→ **Dataset excerpt**:
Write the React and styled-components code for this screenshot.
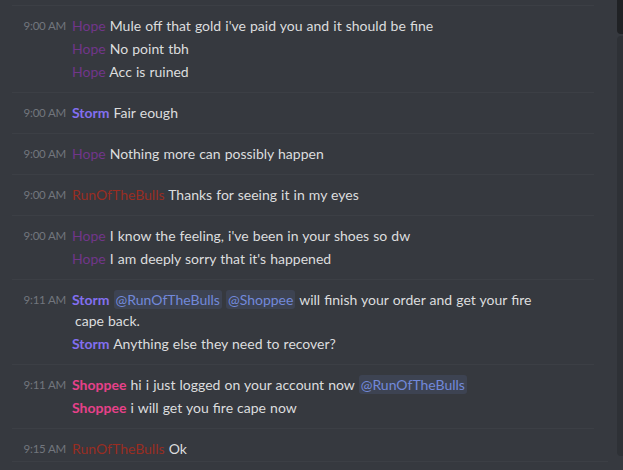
import React from "react";
import styled, { createGlobalStyle } from "styled-components";

const Global = createGlobalStyle`
  html, body { margin: 0; padding: 0; background: #36393f; }
  body { font-family: "Lato", "Open Sans", sans-serif; }
`;

const Chat = styled.div`
  position: relative;
  width: 623px;
  height: 470px;
  overflow: hidden;
  background: #36393f;
  padding-top: 5px;
  box-sizing: border-box;
`;

const Group = styled.div`
  display: grid;
  grid-template-columns: 54px 1fr;
  column-gap: 6px;
  margin: 0 ${(p) => (p.$last ? 15 : 29)}px 0 12px;
  padding: 9px 0 ${(p) => (p.$last ? 0 : 8)}px;
  border-top: ${(p) => (p.$first ? "1px solid #3c3f45" : "none")};
  border-bottom: 1px solid #3c3f45;
`;

const Stamp = styled.div`
  font-size: 11.5px;
  color: #72767d;
  text-align: right;
  line-height: 21px;
  letter-spacing: -0.2px;
  white-space: nowrap;
`;

const Lines = styled.div`
  display: flex;
  flex-direction: column;
  padding-right: 44px;
`;

const Line = styled.div`
  font-size: 14px;
  line-height: 21px;
  padding: 0 0 2px 3px;
  text-indent: -3px;
  color: #dcddde;
  word-spacing: 0.5px;
`;

const Name = styled.span`
  color: ${(p) => p.$color};
  font-weight: ${(p) => (p.$bold ? 700 : 400)};
`;

const Mention = styled.span`
  color: #7289da;
  background: rgba(114, 137, 218, 0.12);
  padding: 1px 2px;
  border-radius: 3px;
`;

const Track = styled.div`
  position: absolute;
  right: 0;
  top: 36px;
  width: 6px;
  height: 420px;
  background: #2e3136;
  border-radius: 4px 0 0 4px;
`;

const Thumb = styled.div`
  position: absolute;
  right: 0;
  top: 0;
  width: 6px;
  height: 34px;
  background: #202225;
  border-radius: 0 0 0 4px;
`;

const USERS = {
  Hope: { color: "#71368a", bold: false },
  Storm: { color: "#836ff0", bold: true },
  RunOfTheBulls: { color: "#992d22", bold: false },
  Shoppee: { color: "#e7418a", bold: true },
};

const groups = [
  {
    time: "9:00 AM",
    msgs: [
      ["Hope", "Mule off that gold i've paid you and it should be fine"],
      ["Hope", "No point tbh"],
      ["Hope", "Acc is ruined"],
    ],
  },
  { time: "9:00 AM", msgs: [["Storm", "Fair eough"]] },
  { time: "9:00 AM", msgs: [["Hope", "Nothing more can possibly happen"]] },
  { time: "9:00 AM", msgs: [["RunOfTheBulls", "Thanks for seeing it in my eyes"]] },
  {
    time: "9:00 AM",
    msgs: [
      ["Hope", "I know the feeling, i've been in your shoes so dw"],
      ["Hope", "I am deeply sorry that it's happened"],
    ],
  },
  {
    time: "9:11 AM",
    msgs: [
      [
        "Storm",
        <>
          <Mention>@RunOfTheBulls</Mention> <Mention>@Shoppee</Mention> will finish your order and
          get your fire cape back.
        </>,
      ],
      ["Storm", "Anything else they need to recover?"],
    ],
  },
  {
    time: "9:11 AM",
    msgs: [
      [
        "Shoppee",
        <>
          hi i just logged on your account now <Mention>@RunOfTheBulls</Mention>
        </>,
      ],
      ["Shoppee", "i will get you fire cape now"],
    ],
  },
  { time: "9:15 AM", msgs: [["RunOfTheBulls", "Ok"]], last: true },
];

export default function App() {
  return (
    <>
      <Global />
      <Chat>
        {groups.map((g, i) => (
          <Group key={i} $first={i === 0} $last={g.last}>
            <Stamp>{g.time}</Stamp>
            <Lines>
              {g.msgs.map(([user, text], j) => (
                <Line key={j}>
                  <Name $color={USERS[user].color} $bold={USERS[user].bold}>
                    {user}
                  </Name>{" "}
                  {text}
                </Line>
              ))}
            </Lines>
          </Group>
        ))}
        <Thumb />
        <Track />
      </Chat>
    </>
  );
}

→ **Instructions to follow**: Return all of the data exactly as written, and drop the pictures.

→ **Solution for this problem**:
Write the React and styled-components code for this screenshot.
import React from "react";
import styled, { createGlobalStyle } from "styled-components";

const Global = createGlobalStyle`
  html, body { margin: 0; padding: 0; background: #36393f; }
  body { font-family: "Lato", "Open Sans", sans-serif; }
`;

const Chat = styled.div`
  position: relative;
  width: 623px;
  height: 470px;
  overflow: hidden;
  background: #36393f;
  padding-top: 5px;
  box-sizing: border-box;
`;

const Group = styled.div`
  display: grid;
  grid-template-columns: 54px 1fr;
  column-gap: 6px;
  margin: 0 ${(p) => (p.$last ? 15 : 29)}px 0 12px;
  padding: 9px 0 ${(p) => (p.$last ? 0 : 8)}px;
  border-top: ${(p) => (p.$first ? "1px solid #3c3f45" : "none")};
  border-bottom: 1px solid #3c3f45;
`;

const Stamp = styled.div`
  font-size: 11.5px;
  color: #72767d;
  text-align: right;
  line-height: 21px;
  letter-spacing: -0.2px;
  white-space: nowrap;
`;

const Lines = styled.div`
  display: flex;
  flex-direction: column;
  padding-right: 44px;
`;

const Line = styled.div`
  font-size: 14px;
  line-height: 21px;
  padding: 0 0 2px 3px;
  text-indent: -3px;
  color: #dcddde;
  word-spacing: 0.5px;
`;

const Name = styled.span`
  color: ${(p) => p.$color};
  font-weight: ${(p) => (p.$bold ? 700 : 400)};
`;

const Mention = styled.span`
  color: #7289da;
  background: rgba(114, 137, 218, 0.12);
  padding: 1px 2px;
  border-radius: 3px;
`;

const Track = styled.div`
  position: absolute;
  right: 0;
  top: 36px;
  width: 6px;
  height: 420px;
  background: #2e3136;
  border-radius: 4px 0 0 4px;
`;

const Thumb = styled.div`
  position: absolute;
  right: 0;
  top: 0;
  width: 6px;
  height: 34px;
  background: #202225;
  border-radius: 0 0 0 4px;
`;

const USERS = {
  Hope: { color: "#71368a", bold: false },
  Storm: { color: "#836ff0", bold: true },
  RunOfTheBulls: { color: "#992d22", bold: false },
  Shoppee: { color: "#e7418a", bold: true },
};

const groups = [
  {
    time: "9:00 AM",
    msgs: [
      ["Hope", "Mule off that gold i've paid you and it should be fine"],
      ["Hope", "No point tbh"],
      ["Hope", "Acc is ruined"],
    ],
  },
  { time: "9:00 AM", msgs: [["Storm", "Fair eough"]] },
  { time: "9:00 AM", msgs: [["Hope", "Nothing more can possibly happen"]] },
  { time: "9:00 AM", msgs: [["RunOfTheBulls", "Thanks for seeing it in my eyes"]] },
  {
    time: "9:00 AM",
    msgs: [
      ["Hope", "I know the feeling, i've been in your shoes so dw"],
      ["Hope", "I am deeply sorry that it's happened"],
    ],
  },
  {
    time: "9:11 AM",
    msgs: [
      [
        "Storm",
        <>
          <Mention>@RunOfTheBulls</Mention> <Mention>@Shoppee</Mention> will finish your order and
          get your fire cape back.
        </>,
      ],
      ["Storm", "Anything else they need to recover?"],
    ],
  },
  {
    time: "9:11 AM",
    msgs: [
      [
        "Shoppee",
        <>
          hi i just logged on your account now <Mention>@RunOfTheBulls</Mention>
        </>,
      ],
      ["Shoppee", "i will get you fire cape now"],
    ],
  },
  { time: "9:15 AM", msgs: [["RunOfTheBulls", "Ok"]], last: true },
];

export default function App() {
  return (
    <>
      <Global />
      <Chat>
        {groups.map((g, i) => (
          <Group key={i} $first={i === 0} $last={g.last}>
            <Stamp>{g.time}</Stamp>
            <Lines>
              {g.msgs.map(([user, text], j) => (
                <Line key={j}>
                  <Name $color={USERS[user].color} $bold={USERS[user].bold}>
                    {user}
                  </Name>{" "}
                  {text}
                </Line>
              ))}
            </Lines>
          </Group>
        ))}
        <Thumb />
        <Track />
      </Chat>
    </>
  );
}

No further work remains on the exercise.